Wednesday, December 28, 2005

Amazon Adds Author Weblogs to Personal Pages to Build Relationship Value

While I am fond of using as much as the next person, I tend to view it much as I would any other store: find what you need, get out and do something else. Amazon is designed to make a content purchaser as smart as possible in as little time as possible; its pioneering pre-eminence in content ecommerce still leaves most outlets in the dust. I appreciate the Nordstrom's-like pampering I get on my visits via the contextual information that the site makes available such as reviews, looking inside the books and such, which help to enhance the purchasing experience, but at the end of the day it's still more of a storefront than a destination. So when The New York Times notes that Amazon is hosting weblogs of authors whose books are sold through their portal it's an interesting feature that brings the portal closer to being a destination site for people who want to hear from authors more directly.

As shown in the example page for the Amazon Connect weblogging program, content from authors can be read as a part of one's personal Amazon home page, including mentions of local appearances and reflections on other topics that can help to build a relationship with an author.
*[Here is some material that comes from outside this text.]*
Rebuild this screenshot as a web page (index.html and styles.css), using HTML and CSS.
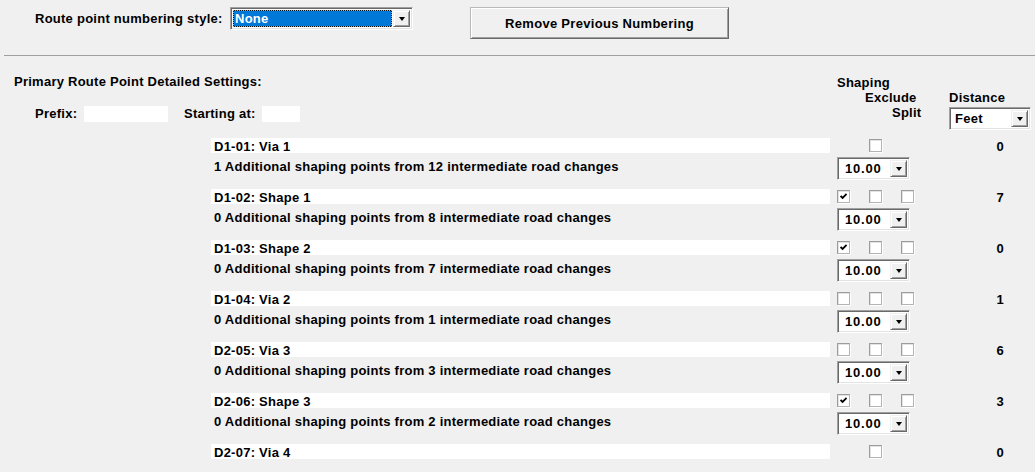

While book publishers offer promotional opportunities for their authors via online content through their own portals, Amazon is the first to try to aggregate weblogs from book authors in an environment that encourages interaction with authors in such a well-integrated content ecommerce experience. It's an extension of existing marketing methods in some ways - authors travel regularly to libraries and other community settings to speak and to interact with readers - but weblogs have the ability to bring communities to the author in ways that can build into more different kinds of revenue streams. Expect to see more authors develop online content in 2006 that will draw new kinds of revenues beyond book royalties.